This is putting it mildly:
Mr. Lieberman's positions have infuriated Democrats in a way that those of wavering Democratic senators, such as Nebraska's Ben Nelson and Arkansas's Blanche Lincoln, haven't. Those senators come from conservative states and appear to be searching for ways to support a health overhaul while reflecting their constituents' views.Mr. Lieberman comes from liberal Connecticut and has announced his opposition in unusually absolutist terms and at critical moments. He says he is speaking out to ensure the bill is sound, while liberals accuse him of seeking to gratify his ego.
"infruriated" seems a bit of an understatement especially considering the vitriol accompanying the criticisms of Sen. Lieberman. And his wife, Hadassah:
Hadassah Lieberman is not and has never been a lobbyist.

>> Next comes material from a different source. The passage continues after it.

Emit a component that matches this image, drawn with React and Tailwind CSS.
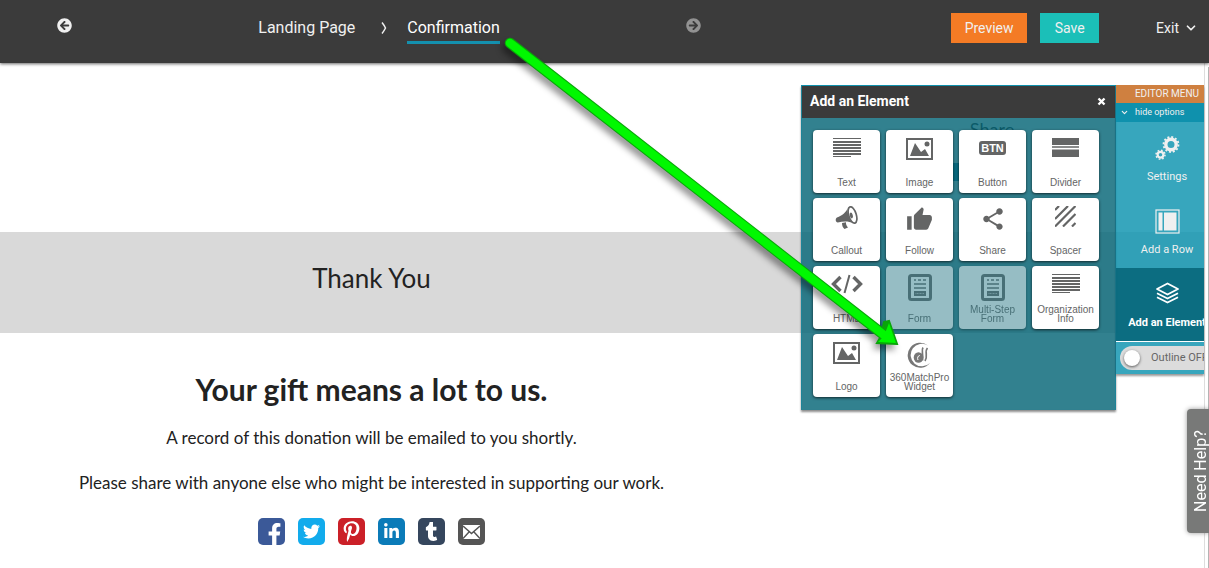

She did work for some pharmaceutical companies -- Hoffman-La Roche in New York in the 1970s before she married Lieberman, and Pfizer, also in New York, from 1982 to 1985. Later, from 1993 to 1997, she worked for Apco, a global public relations firm that represents corporations, including several drug companies.More facts: Mrs. Lieberman is not paid in her role as global ambassador for Komen, though she does get a check for consulting work she performs under a separate agreement. According to Komen spokeswoman Pamela Stevens, Komen has never funneled money to pharmaceutical companies. Susan G. Komen grants totaling $450 million have gone to research institutions in the United States and abroad. A separate $900 million has gone to programs in communities worldwide for education, screening and treatment. An additional $50 million will go to research in the coming year.
So, why again should Hadassah Lieberman be fired?
Because Jane Hamsher says so.
Hamsher, who is a cancer survivor, as are other members of her family, apparently has taken her personal suffering and made it personal with Hadassah Lieberman. On her blog, Firedoglake, she launched a campaign for readers to pressure the Komen organization to oust Lieberman. She is also urging Komen-friendly celebrities such as Christie Brinkley and Ellen DeGeneres to do the same.
Whether one agrees with Sen. Lieberman's opposition to certain elements of the Senate health-care bill is a matter of legitimate debate. Democrats are understandably furious with the Senator Formerly Known as a Democrat, now an independent and sometimes a Republican sympathizer. Thanks largely to Lieberman, progressives have had to watch as their single-payer dream became a public option and, now, something closer to a nightmare.
(Question why does Hamsher's vitriol deserve a mention by Ben Smith? Since when does journalism include providing a megaphone to the unhinged?)
And then there's Hamsher's hypocrisy. A few months ago the Komen foundation acquiesced to an Egyptian demand that Israeli researchers be barred from a conference on breast cancer. Even granted that such an event wouldn't have led to any new breakthroughs, Israel is one of the world leaders in cancer research. By agreeing to the ban, the Komen foundation put politics ahead of finding a cure (h/t Israel Matzav). Yet that outrage didn't elicity any response from Hamsher. Her ugly attacks on Lieberman are not principled, but political.
Robert e-mailed me this vicious hit piece from the Daily Beast by Lee Siegel, which concludes:
Let the professional Jews quote the Talmud at me, but the way Lieberman has derived his political morality from his religious fundamentalism, and used both as fig leaves to cover his thralldom to money, is ritually unclean. Some people--for example, the sick and the crippled--might say that it is really not Jewish at all.
One of the premises of Siegel's unhinged diatribe is that Sen. Lieberman is completely in thrall to the insurance industry. And if the insurance industry is simply a handful of fat cat executives pulling in 7 and 8 figure salaries, then perhaps Siegel is correct. But lots of people work for insurance companies: economists, programmers, actuaries, secretaries, clerks and salesman. Raise costs to the industry and fewer of those people will have jobs. So certain is Siegel of his own morality he refuses to acknowledge that there are costs to his position. Economics is described by equations. In insurance hat means if you reduce one side of the equation (earnings) you end up reducing the other side too (benefits). Siegel is as guilty of the "fundamentalism" he accuses Sen. Lieberman of. Sen. Reid's health care reform will make insurance more affordable, keep costs down and not add to the deficit because Siegel "feels" it will accomplish all that. He feels, but he doesn't know.
For more see The Spine and Legal Insurrection.
I hope the Susan B. Komen Foundation doesn't cave in with regard to Hadassah Lieberman. The leftist skunks can't help but play politics with everything, even health care.